Defaulted container “weaviate” out of: weaviate, configure-sysctl (init)
{“action”:“raft”,“build_git_commit”:“git-id”,“build_go_version”:“go1.21.13”,“build_image_tag”:“1.26.3”,“build_wv_version”:“1.26.3”,“error”:“log not found”,“last-index”:140008,“level”:“warning”,“msg”:“raft failed to get previous log”,“previous-index”:140014,“time”:“2025-12-17T16:28:56Z”}
kubectl logs weaviate-2 -n multi-node-weaviate --tail=100 | grep -i “corrupt|recover|error” Defaulted container “weaviate” out of: weaviate, configure-sysctl (init)
kubectl logs weaviate-3 -n multi-node-weaviate --tail=100 | grep -i “corrupt|recover|error” Defaulted container “weaviate” out of: weaviate, configure-sysctl (init)

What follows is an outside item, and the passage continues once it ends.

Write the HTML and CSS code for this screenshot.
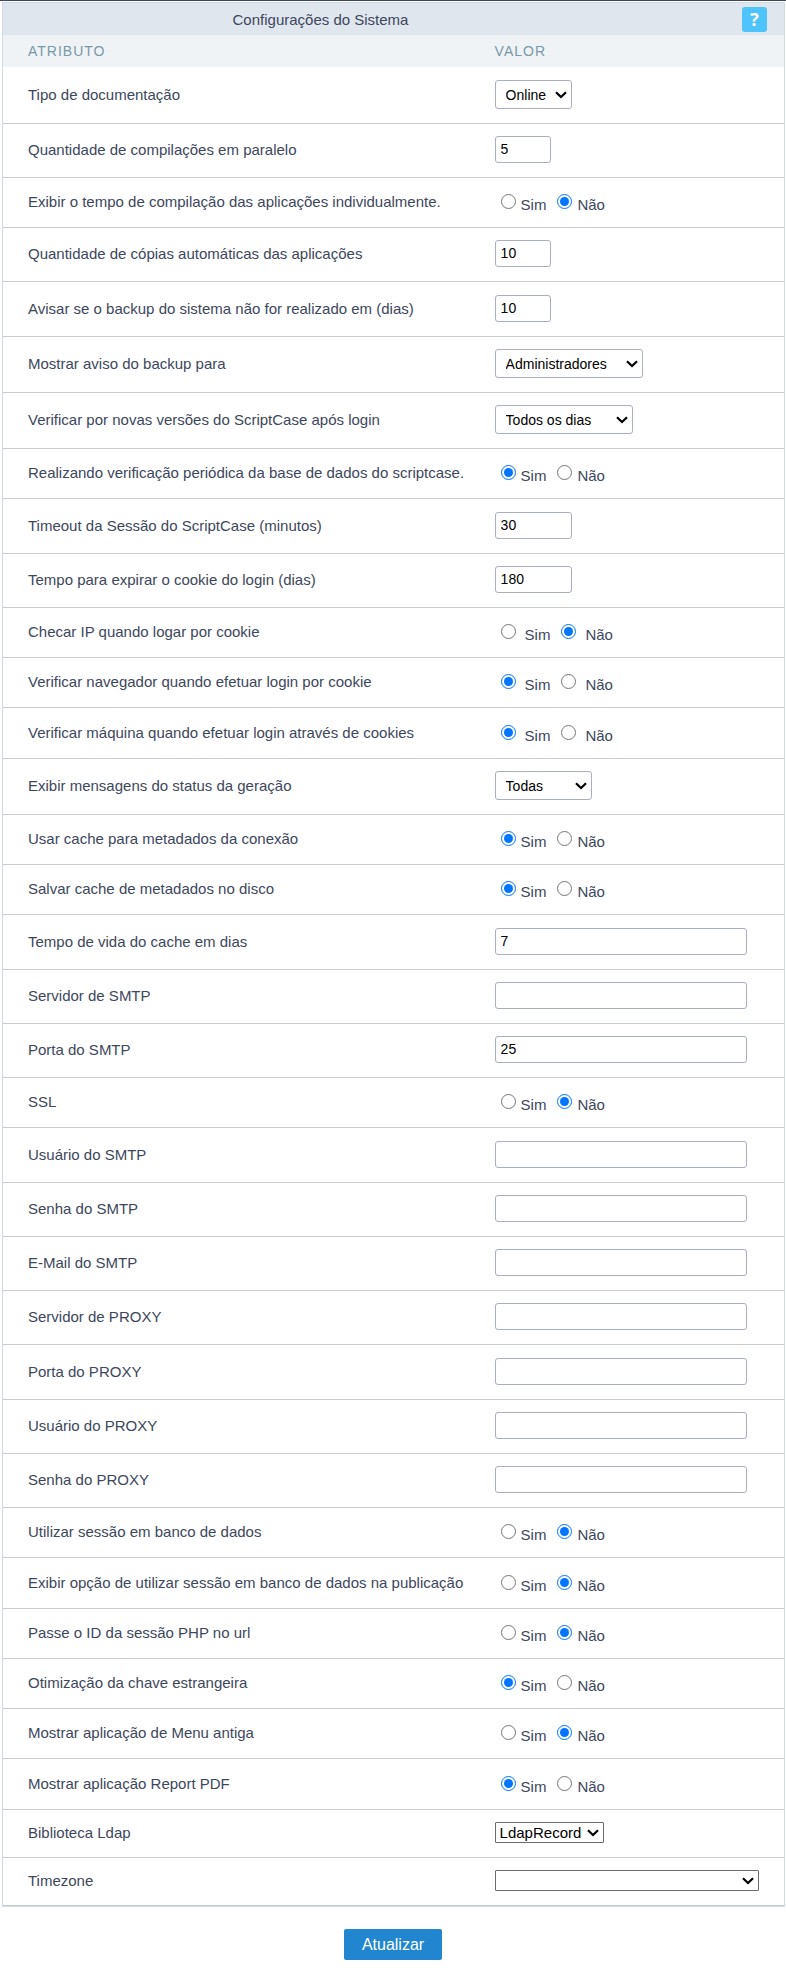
FILE: index.html
```html
<!DOCTYPE html>
<html lang="pt-br">
<head>
    <meta charset="utf-8">
    <title>Configurações do Sistema</title>
    <link rel="stylesheet" href="styles.css">
</head>
<body>
<form class="config" id="formConfig">
    <div class="painel">
        <div class="titulo">
            <h1>Configurações do Sistema</h1>
            <div class="ajuda"><button type="button" class="btnAjuda">?</button></div>
        </div>
        <table class="tabela">
            <thead>
                <tr>
                    <th class="colAtributo">Atributo</th>
                    <th>Valor</th>
                </tr>
            </thead>
            <tbody id="linhas"></tbody>
        </table>
    </div>
    <div class="rodape">
        <button type="submit" class="btnAtualizar">Atualizar</button>
    </div>
</form>
<script src="config.js"></script>
</body>
</html>
```
FILE: styles.css
```css
* {
    box-sizing: border-box;
}

body {
    margin: 0;
    background: #fff;
    color: #3d475c;
    font-family: Arial, "Liberation Sans", sans-serif;
    font-size: 15px;
    line-height: 17px;
}

.config {
    border-top: 1px solid #3d475c;
}

.painel {
    margin: 1px 1px 0 2px;
    border: 1px solid #d0dce4;
}

/* cabecalho */
.titulo {
    display: flex;
    align-items: center;
    height: 32px;
    background: #dfe6ee;
}

.titulo h1 {
    flex: 1;
    margin: 0;
    font-size: 15px;
    font-weight: normal;
    text-align: center;
}

.ajuda {
    width: 146px;
    padding-right: 17px;
    text-align: right;
}

.btnAjuda {
    width: 25px;
    height: 25px;
    padding: 0;
    border: 0;
    border-radius: 3px;
    background: #4fc3fb;
    color: #fff;
    font: bold 18px/25px "Open Sans", sans-serif;
}

/* tabela */
.tabela {
    width: 100%;
    border-collapse: separate;
    border-spacing: 0;
    table-layout: fixed;
}

.tabela th {
    height: 32px;
    padding: 0 23px;
    background: #eff3f6;
    color: #7799a8;
    font-size: 14px;
    font-weight: normal;
    letter-spacing: 1px;
    text-align: left;
    text-transform: uppercase;
}

.tabela .colAtributo {
    width: 60%;
    padding: 0 25px;
}

.tabela td {
    padding: 12px 23px 14px;
    border-bottom: 1px solid #c8cccf;
    vertical-align: middle;
}

.tabela tr:nth-child(4n+1) td {
    padding-top: 13px;
}

.tabela .nome,
.tabela tr:nth-child(4n+1) .nome {
    padding: 0 0 2px 25px;
}

.tabela input[type="text"],
.tabela select {
    display: block;
    border: 1px solid #a9afbf;
    border-radius: 3px;
    background: #fff;
    color: #000;
    font-family: Arial, "Liberation Sans", sans-serif;
    font-size: 14px;
}

.tabela input[type="text"] {
    width: 252px;
    height: 27px;
    padding: 0 5px 2px;
}

.tabela input.curto {
    width: 56px;
}

.tabela input.medio {
    width: 77px;
}

.tabela select {
    height: 29px;
    padding: 0 18px 0 10px;
    appearance: none;
    background: #fff url("data:image/svg+xml,%3Csvg xmlns='http://www.w3.org/2000/svg' width='12' height='8'%3E%3Cpath d='M1 1.2L6 6L11 1.2' fill='none' stroke='%23000' stroke-width='2.2'/%3E%3C/svg%3E") no-repeat right 4px center;
}

.tabela select.simples {
    height: 21px;
    padding: 0 18px 0 4px;
    border-color: #6b6b6b;
    border-radius: 1px;
    font-size: 15px;
}

.w77 { width: 77px; }
.w97 { width: 97px; }
.w109 { width: 109px; }
.w138 { width: 138px; }
.w148 { width: 148px; }
.w264 { width: 264px; }

/* radios */
.opcoes {
    display: flex;
    gap: 11px;
    height: 23px;
    padding: 4px 0 0 6px;
}

.opcoes span {
    display: flex;
    align-items: flex-start;
    gap: 5px;
}

.opcoes.largo span {
    gap: 9px;
}

.opcoes input {
    width: 15px;
    height: 15px;
    margin: 0;
}

.opcoes label {
    padding-top: 2px;
}

/* botao */
.rodape {
    padding: 22px 0 18px;
    text-align: center;
}

.btnAtualizar {
    height: 31px;
    padding: 0 18px;
    border: 0;
    border-radius: 2px;
    background: #2185d0;
    color: #fff;
    font: 16px Arial, "Liberation Sans", sans-serif;
}
```
FILE: config.js
```js
const campos = [
    { nome: 'Tipo de documentação', tipo: 'select', valor: 'Online', classe: 'w77' },
    { nome: 'Quantidade de compilações em paralelo', tipo: 'texto', valor: '5', classe: 'curto' },
    { nome: 'Exibir o tempo de compilação das aplicações individualmente.', tipo: 'radio', valor: 'Não' },
    { nome: 'Quantidade de cópias automáticas das aplicações', tipo: 'texto', valor: '10', classe: 'curto' },
    { nome: 'Avisar se o backup do sistema não for realizado em (dias)', tipo: 'texto', valor: '10', classe: 'curto' },
    { nome: 'Mostrar aviso do backup para', tipo: 'select', valor: 'Administradores', classe: 'w148' },
    { nome: 'Verificar por novas versões do ScriptCase após login', tipo: 'select', valor: 'Todos os dias', classe: 'w138' },
    { nome: 'Realizando verificação periódica da base de dados do scriptcase.', tipo: 'radio', valor: 'Sim' },
    { nome: 'Timeout da Sessão do ScriptCase (minutos)', tipo: 'texto', valor: '30', classe: 'medio' },
    { nome: 'Tempo para expirar o cookie do login (dias)', tipo: 'texto', valor: '180', classe: 'medio' },
    { nome: 'Checar IP quando logar por cookie', tipo: 'radio', valor: 'Não', classe: 'largo' },
    { nome: 'Verificar navegador quando efetuar login por cookie', tipo: 'radio', valor: 'Sim', classe: 'largo' },
    { nome: 'Verificar máquina quando efetuar login através de cookies', tipo: 'radio', valor: 'Sim', classe: 'largo' },
    { nome: 'Exibir mensagens do status da geração', tipo: 'select', valor: 'Todas', classe: 'w97' },
    { nome: 'Usar cache para metadados da conexão', tipo: 'radio', valor: 'Sim' },
    { nome: 'Salvar cache de metadados no disco', tipo: 'radio', valor: 'Sim' },
    { nome: 'Tempo de vida do cache em dias', tipo: 'texto', valor: '7' },
    { nome: 'Servidor de SMTP', tipo: 'texto', valor: '' },
    { nome: 'Porta do SMTP', tipo: 'texto', valor: '25' },
    { nome: 'SSL', tipo: 'radio', valor: 'Não' },
    { nome: 'Usuário do SMTP', tipo: 'texto', valor: '' },
    { nome: 'Senha do SMTP', tipo: 'texto', valor: '' },
    { nome: 'E-Mail do SMTP', tipo: 'texto', valor: '' },
    { nome: 'Servidor de PROXY', tipo: 'texto', valor: '' },
    { nome: 'Porta do PROXY', tipo: 'texto', valor: '' },
    { nome: 'Usuário do PROXY', tipo: 'texto', valor: '' },
    { nome: 'Senha do PROXY', tipo: 'texto', valor: '' },
    { nome: 'Utilizar sessão em banco de dados', tipo: 'radio', valor: 'Não' },
    { nome: 'Exibir opção de utilizar sessão em banco de dados na publicação', tipo: 'radio', valor: 'Não' },
    { nome: 'Passe o ID da sessão PHP no url', tipo: 'radio', valor: 'Não' },
    { nome: 'Otimização da chave estrangeira', tipo: 'radio', valor: 'Sim' },
    { nome: 'Mostrar aplicação de Menu antiga', tipo: 'radio', valor: 'Não' },
    { nome: 'Mostrar aplicação Report PDF', tipo: 'radio', valor: 'Sim' },
    { nome: 'Biblioteca Ldap', tipo: 'select', valor: 'LdapRecord', classe: 'simples w109' },
    { nome: 'Timezone', tipo: 'select', valor: '', classe: 'simples w264' }
];

function criaControle(campo, id) {
    const classe = campo.classe || '';
    if (campo.tipo === 'select') {
        return `<select id="${id}" class="${classe}"><option>${campo.valor}</option></select>`;
    }
    if (campo.tipo === 'texto') {
        return `<input type="text" id="${id}" class="${classe}" value="${campo.valor}">`;
    }
    const opcoes = ['Sim', 'Não'].map((opcao, i) => {
        const marcado = opcao === campo.valor ? 'checked' : '';
        return `<span><input type="radio" name="${id}" id="${id}_${i}" ${marcado}><label for="${id}_${i}">${opcao}</label></span>`;
    });
    return `<div class="opcoes ${classe}" role="radiogroup" aria-labelledby="${id}_nome">${opcoes.join('')}</div>`;
}

function mostrarCampos() {
    const linhas = document.getElementById('linhas');
    campos.forEach((campo, i) => {
        const id = 'campo' + i;
        const row = document.createElement('tr');
        // os radios ja tem um label para cada opcao
        const nome = campo.tipo === 'radio'
            ? `<span id="${id}_nome">${campo.nome}</span>`
            : `<label for="${id}">${campo.nome}</label>`;
        row.innerHTML = `<td class="nome">${nome}</td><td>${criaControle(campo, id)}</td>`;
        linhas.appendChild(row);
    });
}

mostrarCampos();
```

{“action”:“raft”,“build_git_commit”:“git-id”,“build_go_version”:“go1.21.13”,“build_image_tag”:“1.26.3”,“build_wv_version”:“1.26.3”,“error”:“log not found”,“last-index”:140008,“level”:“warning”,“msg”:“raft failed to get previous log”,“previous-index”:140011,“time”:“2025-12-17T16:28:44Z”}
Question / Request:
-
After scaling down, replacing nodes, and re-attaching volumes, the Raft state appears broken and object data is inaccessible.
-
Schema and tenants are still visible.
-
Is there a supported way to recover the object data from these existing PVs?
-
Should I rebuild the cluster from scratch using backup / export?
Any guidance on safe recovery of multi-node clusters after node replacement or volume migration would be appreciated.